Chart Benefits — Why Plotly.js Matters
Numbers alone hide non-linear behaviors. The interactive Plotly.js chart shows how proceeds trend with age for multiple rate scenarios. Hover to see exact dollar values, zoom to focus on a range, and compare series — these interactions often reveal useful planning insights faster than static tables.
Practical Planning Tips
- Compare lenders: Proprietary jumbo reverse mortgages differ meaningfully in fees and actuarial assumptions — compare written loan estimates from multiple lenders.
- Factor other obligations: Property taxes, homeowner insurance, and HOA fees remain the borrower’s responsibility. A reverse mortgage does not remove those obligations.
- Consider estate impact: Using home equity reduces the value of the estate left to heirs. Discuss estate plans with family and advisors.
- Use counseling for HECM choices: If you move forward with a HECM product, HUD-approved counseling is mandatory and valuable.

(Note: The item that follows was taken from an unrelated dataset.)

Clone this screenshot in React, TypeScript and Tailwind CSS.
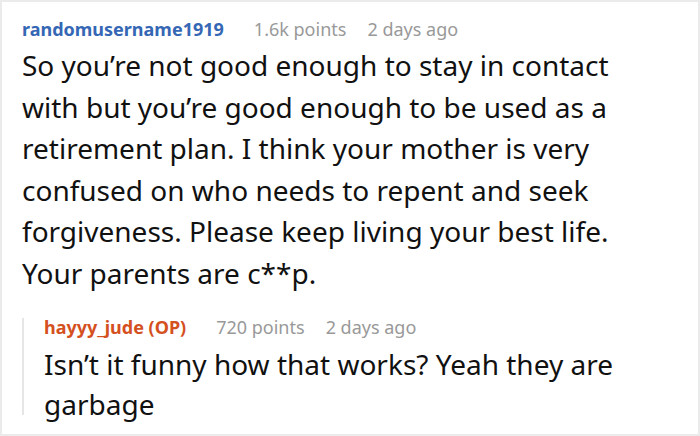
const meta = "font-normal text-[#999]";

export default function App() {
  return (
    <div
      className="h-[436px] w-[700px] border-2 border-[#ebebeb] bg-white pl-5 pr-[50px] pt-[14px] text-[#111]"
      style={{ fontFamily: '"Noto Sans", sans-serif' }}
    >
      <div className="flex items-baseline gap-[30px] text-[18px] leading-[27px]">
        <span className="font-bold text-[#3567b5]">randomusername1919</span>
        <span className="flex gap-[21px]">
          <span className={meta}>1.6k points</span>
          <span className={meta}>2 days ago</span>
        </span>
      </div>
      <p className="mt-[2px] text-[28px] leading-[41.5px]">
        So you’re not good enough to stay in contact with but you’re good enough to be used as a retirement plan. I think
        your mother is very confused on who needs to repent and seek forgiveness. Please keep living your best life. Your
        parents are c**p.
      </p>
      <div className="mt-[24px] flex">
        <div className="h-[97px] w-[2px] shrink-0 bg-[#e6e6e6]" />
        <div className="pl-5">
          <div className="flex items-baseline gap-[30px] text-[18px] leading-[18px]">
            <span className="font-bold text-[#d4501e]">hayyy_jude (OP)</span>
            <span className="flex gap-[21px]">
              <span className={meta}>720 points</span>
              <span className={meta}>2 days ago</span>
            </span>
          </div>
          <p className="mt-[8px] text-[28px] leading-[40px]">Isn’t it funny how that works? Yeah they are garbage</p>
        </div>
      </div>
    </div>
  );
}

Limitations to Keep in Mind
This calculator intentionally uses a simplified proxy model for PLF — it is an educational and planning tool, not an underwriting engine. Exact offers depend on a lender’s proprietary tables, an appraisal, and full underwriting. The tool does not model taxes, changing property values over time, or the long-term accumulation of interest on outstanding reverse mortgage balances.
Next Steps After an Estimate
- Request Loan Estimates from at least two lenders that offer jumbo reverse mortages.
- Ask for explicit PLF tables and the actuarial basis for their offers.
- Obtain a professional appraisal and review closing costs in detail.
- If comparing to a HECM, complete HUD-approved counseling and compare HECM vs proprietary product features.
FAQ
Q: Is a jumbo reverse mortgage the same as a HECM?
A: No. HECMs are FHA-insured reverse mortgages with federal rules and loan limits; jumbo reverse mortgages are proprietary products for higher-value homes and vary by lender.
Q: Who is eligible for a jumbo reverse mortgage?
A: Eligibility commonly requires at least one borrower to be age 62 or older, owner-occupancy, and property eligibility per lender guidelines. Specifics vary.
Q: How accurate is the calculator?
A: It provides an estimate. The tool uses a transparent proxy model for PLFs; exact amounts require lender underwriting, appraisal, and current market rates.
Q: Does a reverse mortgage remove the need to pay taxes or insurance?
A: No. Borrowers remain responsible for property taxes, homeowner’s insurance, and maintenance; failure to maintain these can cause a loan default.
Q: Can I take money as a lump sum or a line of credit?
A: Yes. Reverse mortgages commonly offer lump sums, tenure or term payments, and lines of credit; availability and terms depend on the lender and product.